Some Folks Just Hate Individuals
- I learned of the "Anti-Avonian" theories in college. I thought there are people who can not credit the individual. I read the ridiculous book by Charles Beauclerk, a De Vere descendant, which seems to have inspired the film "Anonymous." I am now reading Jonathan Bate's fine but speculative scholarship. Bate looks at the curriculum offered by Elizabethan grammar schools and traces it through the plays. He also traces the leading playwrights of Will's era: half of them were university boys and half, including Ben Jonson, were not. BTW, why does it matter what Twain and Dickens surmised? We have no record of their scholarship!
We will never know
- The author of the plays was a well born and well educated nobleman, welcome in the great houses of his time.
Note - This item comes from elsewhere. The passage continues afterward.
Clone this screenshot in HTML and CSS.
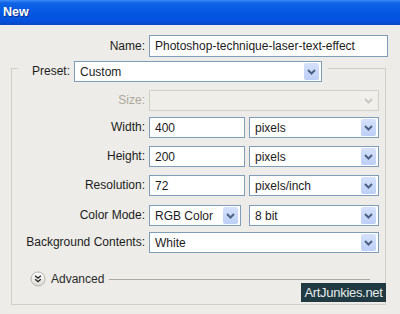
FILE: index.html
```html
<!DOCTYPE html>
<html>
<head>
<meta charset="utf-8">
<link rel="stylesheet" href="styles.css">
</head>
<body>
<div class="window">
  <div class="titlebar">New</div>
  <div class="name-row">
    <span class="lbl name-lbl">Name:</span>
    <div class="field name-field">Photoshop-technique-laser-text-effect</div>
  </div>
  <fieldset class="group">
    <legend class="preset">
      <span class="preset-lbl">Preset:</span>
      <div class="field select preset-select"><span class="val">Custom</span><span class="btn"><svg width="9" height="6" viewBox="0 0 9 6"><path d="M1 1 L4.5 4.5 L8 1" fill="none" stroke="#4d6185" stroke-width="2"/></svg></span></div>
    </legend>
    <div class="grid">
      <span class="lbl dis">Size:</span>
      <div class="field select wide disabled"><span class="val"></span><span class="btn"><svg width="9" height="6" viewBox="0 0 9 6"><path d="M1 1 L4.5 4.5 L8 1" fill="none" stroke="#c9c9c2" stroke-width="2"/></svg></span></div>

      <span class="lbl">Width:</span>
      <div class="field">400</div>
      <div class="field select"><span class="val">pixels</span><span class="btn"><svg width="9" height="6" viewBox="0 0 9 6"><path d="M1 1 L4.5 4.5 L8 1" fill="none" stroke="#4d6185" stroke-width="2"/></svg></span></div>

      <span class="lbl">Height:</span>
      <div class="field">200</div>
      <div class="field select"><span class="val">pixels</span><span class="btn"><svg width="9" height="6" viewBox="0 0 9 6"><path d="M1 1 L4.5 4.5 L8 1" fill="none" stroke="#4d6185" stroke-width="2"/></svg></span></div>

      <span class="lbl">Resolution:</span>
      <div class="field">72</div>
      <div class="field select"><span class="val">pixels/inch</span><span class="btn"><svg width="9" height="6" viewBox="0 0 9 6"><path d="M1 1 L4.5 4.5 L8 1" fill="none" stroke="#4d6185" stroke-width="2"/></svg></span></div>

      <span class="lbl">Color Mode:</span>
      <div class="field select mode"><span class="val">RGB Color</span><span class="btn"><svg width="9" height="6" viewBox="0 0 9 6"><path d="M1 1 L4.5 4.5 L8 1" fill="none" stroke="#4d6185" stroke-width="2"/></svg></span></div>
      <div class="field select"><span class="val">8 bit</span><span class="btn"><svg width="9" height="6" viewBox="0 0 9 6"><path d="M1 1 L4.5 4.5 L8 1" fill="none" stroke="#4d6185" stroke-width="2"/></svg></span></div>

      <span class="lbl">Background Contents:</span>
      <div class="field select wide"><span class="val">White</span><span class="btn"><svg width="9" height="6" viewBox="0 0 9 6"><path d="M1 1 L4.5 4.5 L8 1" fill="none" stroke="#4d6185" stroke-width="2"/></svg></span></div>
    </div>
    <div class="advanced">
      <svg class="adv-btn" width="16" height="16" viewBox="0 0 16 16">
        <defs>
          <linearGradient id="g" x1="0" y1="0" x2="0" y2="1">
            <stop offset="0" stop-color="#ffffff"/>
            <stop offset="1" stop-color="#dcdcd6"/>
          </linearGradient>
        </defs>
        <circle cx="8" cy="8" r="7" fill="url(#g)" stroke="#b4b4ac" stroke-width="1"/>
        <path d="M5.2 4.8 L8 7.2 L10.8 4.8 M5.2 8.3 L8 10.7 L10.8 8.3" fill="none" stroke="#222" stroke-width="1.4"/>
      </svg>
      <span class="adv-lbl">Advanced</span>
      <span class="adv-line"></span>
    </div>
  </fieldset>
  <div class="watermark">ArtJunkies.net</div>
</div>
</body>
</html>
```

FILE: styles.css
```css
html, body {
  margin: 0;
  padding: 0;
}
body {
  background: #edece8;
  font-family: "Liberation Sans", Arial, sans-serif;
  font-size: 12px;
  color: #1c1c1c;
}
.window {
  position: relative;
  width: 400px;
  height: 314px;
  overflow: hidden;
  background: #edece8;
}
.titlebar {
  height: 25px;
  line-height: 25px;
  padding-left: 3px;
  box-sizing: border-box;
  font-weight: bold;
  font-size: 12.5px;
  color: #ffffff;
  text-shadow: 1px 1px 0 #0b2f8a;
  background: linear-gradient(#3d8cf5 0, #0f63e6 3px, #0558e2 50%, #0450dc 85%, #0a46c2 100%);
}
.name-row {
  display: flex;
  align-items: center;
  margin-top: 10px;
  height: 22px;
}
.name-lbl {
  width: 145px;
  text-align: right;
  margin-right: 4px;
}
.field {
  box-sizing: border-box;
  height: 21px;
  border: 1px solid #7f9db9;
  background: #ffffff;
  padding-left: 5px;
  display: flex;
  align-items: center;
  white-space: nowrap;
  overflow: hidden;
}
.name-field {
  width: 239px;
  height: 22px;
}
.select {
  padding-right: 2px;
}
.select .val {
  flex: 1;
}
.btn {
  width: 15px;
  height: 17px;
  display: flex;
  align-items: center;
  justify-content: center;
  border-radius: 2px;
  background: linear-gradient(#d6e2fc, #bccff7);
}
.group {
  box-sizing: border-box;
  width: 375px;
  height: 244px;
  margin: 4px 0 0 11px;
  padding: 0;
  border: 1px solid #cfcfc4;
  border-radius: 0;
}
.preset {
  display: flex;
  align-items: flex-start;
  height: 14px;
  margin-left: 6px;
  padding: 0 6px 0 14px;
}
.preset-lbl {
  line-height: 21px;
  margin-right: 4px;
}
.preset-select {
  width: 248px;
}
.grid {
  display: grid;
  grid-template-columns: 133px 96px 130px;
  grid-template-rows: 27px 29px 29px 30px 27px 21px;
  column-gap: 4px;
  align-items: start;
  margin-top: 15px;
}
.lbl {
  text-align: right;
  line-height: 21px;
}
.grid .lbl {
  justify-self: end;
}
.dis {
  color: #aca899;
}
.wide {
  grid-column: span 2;
}
.disabled {
  border-color: #d2d1c8;
  background: #efeee9;
}
.disabled .btn {
  background: #f1f0ec;
}
.mode {
  width: 92px;
}
.advanced {
  display: flex;
  align-items: center;
  height: 16px;
  margin-top: 18px;
  padding-left: 18px;
}
.adv-btn {
  display: block;
}
.adv-lbl {
  margin-left: 5px;
  color: #2a2a2a;
}
.adv-line {
  flex: 1;
  height: 1px;
  background: #a9a9a1;
  margin: 0 15px 0 5px;
}
.watermark {
  position: absolute;
  left: 301px;
  top: 283px;
  width: 85px;
  height: 19px;
  box-sizing: border-box;
  background: #213940;
  color: #e4ecee;
  font-size: 13px;
  letter-spacing: -0.3px;
  line-height: 19px;
  text-align: center;
}
```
The writing is too consistent to be from more than one hand. He was a propaganda writer welcome at the royal courts of Queen Elizabeth and King James. His contemporaries would have known his ruse. Lord Burley would have cleaned the record of all but a few scraps as to who he was. We will never know for sure. Enjoy the plays. Like the Gun Powder Plot and the KIng James Bible, myth and legend endure.
- —Guest PKB
A Liitle Learning
- These comments prove Pope's maxim: a little learning is a dangerous thing. Spend a couple of years actually studying the authorship controversy; read a couple of dozen books on the subject - encompassing all points of view; and keep an open mind. Do this and you will find it is very doubtful that William Shakespeare of Stratford ever wrote anything, and de Vere was certainly not the author. Far and away the best candidate is Christopher Marlowe. If proof is ever found that he did indeed live past 1593, this argument will be settled.
- —Guest Daver852
- His father was illiterate. His children were illiterate. He does not seem to have owned a book. Nor he sent nor received he letters from anyone. And this is why we have an authorship controversy: Because the most famous author in English history seems to have not existed (unless one conclude without evidence that references to Shake-speare automatically refer to Shakspere. At the same time, the famous and accomplished Earl of Oxford seems to have been erased from history. The whole situation smacks of political intrigue. The Cecil's had every reason and every opportunity to erase the name de Vere, and to set-up an educated out-of-towner named Shakspere as being the author. The most successful cover-up in history (until the Warren Commission).